::: DATA ROWS

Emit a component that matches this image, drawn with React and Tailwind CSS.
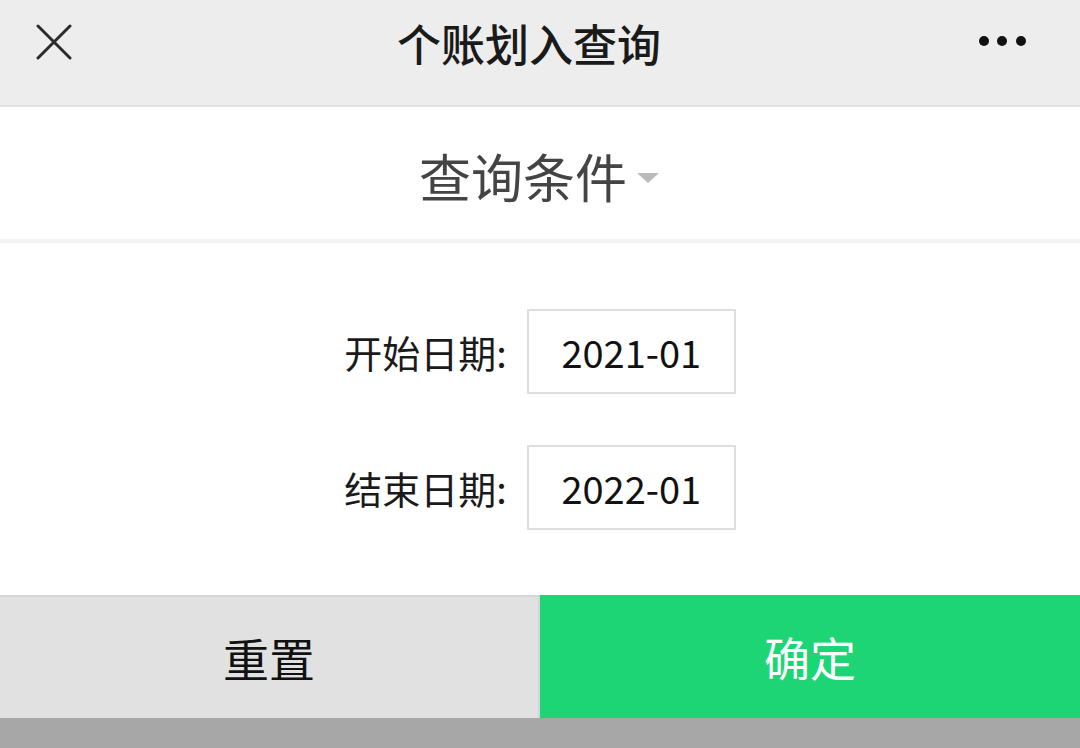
export default function App() {
  const font = { fontFamily: '"Noto Sans CJK SC", "Noto Sans", sans-serif' };

  return (
    <div className="flex h-[748px] w-[1080px] flex-col overflow-hidden bg-white" style={font}>
      {/* Top bar */}
      <div className="flex h-[107px] shrink-0 items-start justify-between border-b-2 border-[#e2e2e2] bg-[#ededed] pl-[36px] pr-[50px] pt-[16px]">
        <svg width="36" height="50" viewBox="0 0 36 50" className="mt-[2px]">
          <path d="M2 8 L34 40 M34 8 L2 40" stroke="#2b2b2b" strokeWidth="3" strokeLinecap="round" />
        </svg>
        <h1 className="ml-[12px] text-[44px] font-medium leading-[54px] text-[#1a1a1a]">个账划入查询</h1>
        <svg width="56" height="50" viewBox="0 0 56 50">
          <circle cx="10" cy="25" r="5" fill="#111" />
          <circle cx="28" cy="25" r="5" fill="#111" />
          <circle cx="47" cy="25" r="5" fill="#111" />
        </svg>
      </div>

      {/* Filter title */}
      <div className="flex h-[136px] shrink-0 items-center justify-center border-b-[4px] border-[#f2f2f2] pt-[6px]">
        <span className="text-[52px] leading-[62px] text-[#444]">查询条件</span>
        <svg width="26" height="14" viewBox="0 0 26 14" className="ml-[8px] mt-[4px]">
          <path d="M2 2 L24 2 L13 12 Z" fill="#bbbbbb" />
        </svg>
      </div>

      {/* Form */}
      <div className="flex flex-1 flex-col items-center pt-[66px]">
        <div className="flex items-center gap-[20px]">
          <span className="text-[38px] leading-[46px] text-[#1a1a1a]">开始日期:</span>
          <div className="flex h-[85px] w-[209px] items-center justify-center border-2 border-[#dedede] text-[38px] text-[#111]">
            2021-01
          </div>
        </div>
        <div className="mt-[51px] flex items-center gap-[20px]">
          <span className="text-[38px] leading-[46px] text-[#1a1a1a]">结束日期:</span>
          <div className="flex h-[85px] w-[209px] items-center justify-center border-2 border-[#dedede] text-[38px] text-[#111]">
            2022-01
          </div>
        </div>
      </div>

      {/* Buttons */}
      <div className="flex h-[123px] shrink-0">
        <button className="flex w-[540px] items-center justify-center border-t-2 border-r-2 border-[#d6d6d6] bg-[#e1e1e1] text-[46px] text-[#111]">
          重置
        </button>
        <button className="flex w-[540px] items-center justify-center bg-[#1dd575] text-[46px] text-white">
          确定
        </button>
      </div>
      <div className="h-[30px] shrink-0 bg-[#a7a7a7]" />
    </div>
  );
}
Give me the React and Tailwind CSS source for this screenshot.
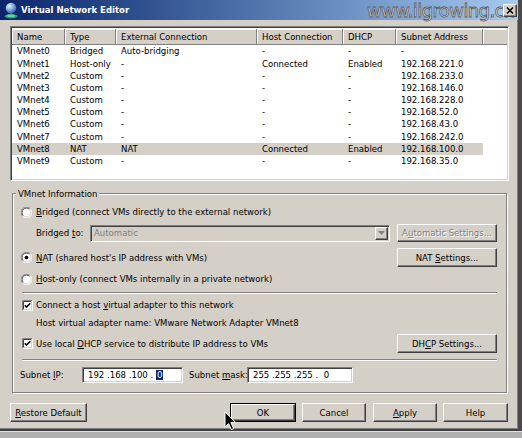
import React from "react";

const U = ({ children }) => <span className="underline underline-offset-[1px]">{children}</span>;

function Radio({ checked }) {
  return (
    <svg width="11" height="11" viewBox="0 0 12 12" className="shrink-0">
      <circle cx="6" cy="6" r="5.5" fill="#fff" />
      <path d="M10.2 1.8 A5.5 5.5 0 0 0 1.8 10.2" stroke="#808080" fill="none" />
      <path d="M9.4 2.6 A4.6 4.6 0 0 0 2.6 9.4" stroke="#404040" fill="none" />
      <path d="M1.8 10.2 A5.5 5.5 0 0 0 10.2 1.8" stroke="#ffffff" fill="none" />
      <path d="M2.6 9.4 A4.6 4.6 0 0 0 9.4 2.6" stroke="#d4d0c8" fill="none" />
      {checked && <circle cx="6" cy="6" r="2" fill="#000" />}
    </svg>
  );
}

function Check() {
  return (
    <svg width="11" height="11" viewBox="0 0 11 11" className="shrink-0">
      <rect x="0" y="0" width="11" height="11" fill="#fff" />
      <path d="M0.5 10.5V0.5H10.5" stroke="#808080" fill="none" />
      <path d="M1.5 9.5V1.5H9.5" stroke="#404040" fill="none" />
      <path d="M0.5 10.5H10.5V0.5" stroke="#ffffff" fill="none" />
      <path d="M1.5 9.5H9.5V1.5" stroke="#d4d0c8" fill="none" />
      <path d="M2.8 5.2 L4.5 7 L8.3 3.2" stroke="#000" strokeWidth="1.6" fill="none" />
    </svg>
  );
}

const raised =
  "border border-t-white border-l-white border-r-[#404040] border-b-[#404040] shadow-[inset_-1px_-1px_0_#808080,inset_1px_1px_0_#d4d0c8]";
const sunken =
  "border border-t-[#808080] border-l-[#808080] border-r-white border-b-white shadow-[inset_1px_1px_0_#404040,inset_-1px_-1px_0_#d4d0c8]";

function Btn({ w, h = 19, children, disabled, def }) {
  const inner = (
    <div
      className={`${raised} h-full w-full flex items-center justify-center bg-[#d4d0c8] ${
        disabled ? "text-[#808080] [text-shadow:1px_1px_0_#fff]" : "text-black"
      }`}
    >
      <span className="whitespace-pre">{children}</span>
    </div>
  );
  return (
    <div className={`shrink-0 ${def ? "border border-black" : ""}`} style={{ width: w, height: h }}>
      {inner}
    </div>
  );
}

const rows = [
  ["VMnet0", "Bridged", "Auto-bridging", "-", "-", "-"],
  ["VMnet1", "Host-only", "-", "Connected", "Enabled", "192.168.221.0"],
  ["VMnet2", "Custom", "-", "-", "-", "192.168.233.0"],
  ["VMnet3", "Custom", "-", "-", "-", "192.168.146.0"],
  ["VMnet4", "Custom", "-", "-", "-", "192.168.228.0"],
  ["VMnet5", "Custom", "-", "-", "-", "192.168.52.0"],
  ["VMnet6", "Custom", "-", "-", "-", "192.168.43.0"],
  ["VMnet7", "Custom", "-", "-", "-", "192.168.242.0"],
  ["VMnet8", "NAT", "NAT", "Connected", "Enabled", "192.168.100.0"],
  ["VMnet9", "Custom", "-", "-", "-", "192.168.35.0"],
];

const headers = ["Name", "Type", "External Connection", "Host Connection", "DHCP", "Subnet Address"];

function TitleIcon() {
  return (
    <svg width="16" height="17" viewBox="0 0 16 17" className="shrink-0">
      <defs>
        <radialGradient id="hg" cx="0.35" cy="0.3" r="0.8">
          <stop offset="0" stopColor="#e8f2ff" />
          <stop offset="0.5" stopColor="#7fa8e0" />
          <stop offset="1" stopColor="#2a4fa8" />
        </radialGradient>
      </defs>
      <rect x="7" y="9" width="2" height="4" fill="#2f6f8f" />
      <ellipse cx="8" cy="14.3" rx="6.5" ry="2.2" fill="#2aa07a" />
      <ellipse cx="8" cy="13.8" rx="4" ry="1.2" fill="#6fd0a8" />
      <circle cx="8" cy="6" r="5.3" fill="url(#hg)" />
    </svg>
  );
}

export default function App() {
  return (
    <div className="w-[522px] h-[438px] bg-[#a8a8a8] overflow-hidden relative font-['Tahoma','DejaVu_Sans_Condensed','Liberation_Sans',sans-serif] text-[9.5px] text-black leading-none">
      <div className="w-[522px] h-[431px] bg-[#d4d0c8] flex flex-col border-r-[4px] border-b-2 border-r-[#4a4a4a] border-b-[#404040] shadow-[inset_-1px_-1px_0_#808080]">
        {/* Title bar */}
        <div className="h-[20px] shrink-0 flex items-center bg-linear-to-r from-[#0a246a] to-[#a6caf0] pl-[3px] pr-[1px]">
          <TitleIcon />
          <span className="ml-[2px] text-white font-bold text-[9.5px]">Virtual Network Editor</span>
          <div className={`relative z-10 ml-auto w-[14px] h-[13px] ${raised} bg-[#d4d0c8] flex items-center justify-center`}>
            <svg width="8" height="7" viewBox="0 0 8 7">
              <path d="M1 0.5 L7 6.5 M7 0.5 L1 6.5" stroke="#000" strokeWidth="1.5" />
            </svg>
          </div>
        </div>

        {/* List view */}
        <div className={`mt-[6px] ml-[10px] w-[499px] h-[155px] shrink-0 bg-white ${sunken} p-[1px] overflow-hidden`}>
          <div className="flex h-[16px] bg-[#d4d0c8] mt-[1px]">
            {headers.map((h, i) => (
              <div
                key={h}
                className="h-full flex items-center pl-[5px] border-r border-b border-r-[#808080] border-b-[#808080] shadow-[inset_1px_1px_0_#fff] shrink-0"
                style={{ width: [53, 51, 141, 86, 53, 87][i] }}
              >
                {h}
              </div>
            ))}
            <div className="flex-1 h-full border-b border-b-[#808080] shadow-[inset_1px_1px_0_#fff]" />
          </div>
          <div className="flex flex-col">
            {rows.map((r) => (
              <div
                key={r[0]}
                className={`grid grid-cols-[53px_51px_141px_86px_53px_87px] w-[471px] h-[12.2px] items-center ${
                  r[0] === "VMnet8" ? "bg-[#d4d0c8]" : ""
                }`}
              >
                {r.map((c, j) => (
                  <div key={j} className="pl-[5px] whitespace-nowrap">
                    {c}
                  </div>
                ))}
              </div>
            ))}
          </div>
        </div>

        {/* Group box */}
        <div className="mt-[12px] ml-[12px] w-[495px] h-[200px] shrink-0 relative border border-[#808080] shadow-[inset_1px_1px_0_#fff,1px_1px_0_#fff] flex flex-col pl-[8px] pr-[9px]">
          <span className="absolute left-[3px] top-[-5px] bg-[#d4d0c8] px-[2px]">VMnet Information</span>

          <div className="mt-[10px] h-[16px] flex items-center gap-[4px]">
            <Radio />
            <span>
              <U>B</U>ridged (connect VMs directly to the external network)
            </span>
          </div>

          <div className="mt-[4px] h-[18px] flex items-center">
            <span className="ml-[15px] w-[54px] shrink-0 whitespace-nowrap">
              Bridged <U>t</U>o:
            </span>
            <div className={`w-[300px] h-[17px] ${sunken} bg-[#d4d0c8] flex items-center`}>
              <span className="pl-[3px] text-[#808080] flex-1">Automatic</span>
              <div className={`w-[13px] h-[13px] mr-[1px] ${raised} bg-[#d4d0c8] flex items-center justify-center`}>
                <svg width="7" height="4" viewBox="0 0 7 4">
                  <path d="M0 0H7L3.5 4Z" fill="#808080" />
                </svg>
              </div>
            </div>
            <div className="ml-[7px]">
              <Btn w={100} h={18} disabled>
                A<U>u</U>tomatic Settings...
              </Btn>
            </div>
          </div>

          <div className="mt-[6px] h-[19px] flex items-center">
            <Radio checked />
            <span className="ml-[4px] flex-1">
              <U>N</U>AT (shared host's IP address with VMs)
            </span>
            <Btn w={100}>
              NAT <U>S</U>ettings...
            </Btn>
          </div>

          <div className="mt-[4px] h-[16px] flex items-center gap-[4px]">
            <Radio />
            <span>
              <U>H</U>ost-only (connect VMs internally in a private network)
            </span>
          </div>

          <div className="mt-[5px] h-[2px] ml-[1px] border-t border-t-[#808080] border-b border-b-white" />

          <div className="mt-[3px] h-[16px] flex items-center pl-[1px] gap-[3px]">
            <Check />
            <span>
              Connect a host <U>v</U>irtual adapter to this network
            </span>
          </div>

          <div className="mt-[2px] h-[16px] flex items-center pl-[15px]">
            Host virtual adapter name: VMware Network Adapter VMnet8
          </div>

          <div className="mt-[3px] h-[19px] flex items-center pl-[1px]">
            <Check />
            <span className="ml-[3px] flex-1">
              Use local <U>D</U>HCP service to distribute IP address to VMs
            </span>
            <Btn w={100}>
              DH<U>C</U>P Settings...
            </Btn>
          </div>

          <div className="mt-[6px] h-[2px] ml-[1px] border-t border-t-[#808080] border-b border-b-white" />

          <div className="mt-[6px] h-[16px] flex items-center -ml-[1px]">
            <span className="w-[62px] shrink-0 whitespace-nowrap">
              Subnet <U>I</U>P:
            </span>
            <div className={`w-[101px] h-[16px] shrink-0 ${sunken} bg-white flex items-center pl-[5px] whitespace-pre`}>
              <span>192 .168 .100 . </span>
              <span className="bg-[#0a246a] text-white px-[1px]">0</span>
            </div>
            <span className="ml-[6px] w-[58px] shrink-0 whitespace-nowrap">
              Subnet <U>m</U>ask:
            </span>
            <div className={`w-[106px] h-[16px] shrink-0 ${sunken} bg-white flex items-center pl-[5px] whitespace-pre`}>
              <span>255 .255 .255 .  0</span>
            </div>
          </div>
        </div>

        {/* Bottom buttons */}
        <div className="mt-[10px] h-[19px] flex items-center pl-[10px] pr-[10px]">
          <Btn w={77}>
            <U>R</U>estore Default
          </Btn>
          <div className="ml-auto flex items-center">
            <Btn w={66} def>
              OK
            </Btn>
            <div className="ml-[6px]">
              <Btn w={64}>Cancel</Btn>
            </div>
            <div className="ml-[7px]">
              <Btn w={64}>
                <U>A</U>pply
              </Btn>
            </div>
            <div className="ml-[6px]">
              <Btn w={65}>Help</Btn>
            </div>
          </div>
        </div>
      </div>
      <div className="h-[7px] border-t border-t-[#e0e0e0] bg-[#b0b0b0]" />

      {/* Watermark */}
      <div className="absolute left-[367px] top-[0px] text-[18px] leading-[22px] font-['DejaVu_Sans',sans-serif] text-[#ececec] [-webkit-text-stroke:0.8px_#5a5a5a] tracking-[-0.6px] pointer-events-none">
        www.iigrowing.cn
      </div>

      {/* Mouse cursor */}
      <svg className="absolute left-[224px] top-[411px]" width="14" height="20" viewBox="0 0 14 20">
        <path d="M1 1 L1 16 L4.6 12.6 L7.4 18.6 L9.6 17.6 L6.9 11.6 L11.8 11.6 Z" fill="#000" stroke="#fff" strokeWidth="1" />
      </svg>
    </div>
  );
}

::::::

WORK TO COMPLETE. Word for word, repeat the lines above from the one with "Give me the" through the one with "border-t-[#808080] border-l-[#808080] border-r-white", and nothing beyond them. Omit the pictures.

EXERCISE ANSWER.
Give me the React and Tailwind CSS source for this screenshot.
import React from "react";

const U = ({ children }) => <span className="underline underline-offset-[1px]">{children}</span>;

function Radio({ checked }) {
  return (
    <svg width="11" height="11" viewBox="0 0 12 12" className="shrink-0">
      <circle cx="6" cy="6" r="5.5" fill="#fff" />
      <path d="M10.2 1.8 A5.5 5.5 0 0 0 1.8 10.2" stroke="#808080" fill="none" />
      <path d="M9.4 2.6 A4.6 4.6 0 0 0 2.6 9.4" stroke="#404040" fill="none" />
      <path d="M1.8 10.2 A5.5 5.5 0 0 0 10.2 1.8" stroke="#ffffff" fill="none" />
      <path d="M2.6 9.4 A4.6 4.6 0 0 0 9.4 2.6" stroke="#d4d0c8" fill="none" />
      {checked && <circle cx="6" cy="6" r="2" fill="#000" />}
    </svg>
  );
}

function Check() {
  return (
    <svg width="11" height="11" viewBox="0 0 11 11" className="shrink-0">
      <rect x="0" y="0" width="11" height="11" fill="#fff" />
      <path d="M0.5 10.5V0.5H10.5" stroke="#808080" fill="none" />
      <path d="M1.5 9.5V1.5H9.5" stroke="#404040" fill="none" />
      <path d="M0.5 10.5H10.5V0.5" stroke="#ffffff" fill="none" />
      <path d="M1.5 9.5H9.5V1.5" stroke="#d4d0c8" fill="none" />
      <path d="M2.8 5.2 L4.5 7 L8.3 3.2" stroke="#000" strokeWidth="1.6" fill="none" />
    </svg>
  );
}

const raised =
  "border border-t-white border-l-white border-r-[#404040] border-b-[#404040] shadow-[inset_-1px_-1px_0_#808080,inset_1px_1px_0_#d4d0c8]";
const sunken =
  "border border-t-[#808080] border-l-[#808080] border-r-white border-b-white shadow-[inset_1px_1px_0_#404040,inset_-1px_-1px_0_#d4d0c8]";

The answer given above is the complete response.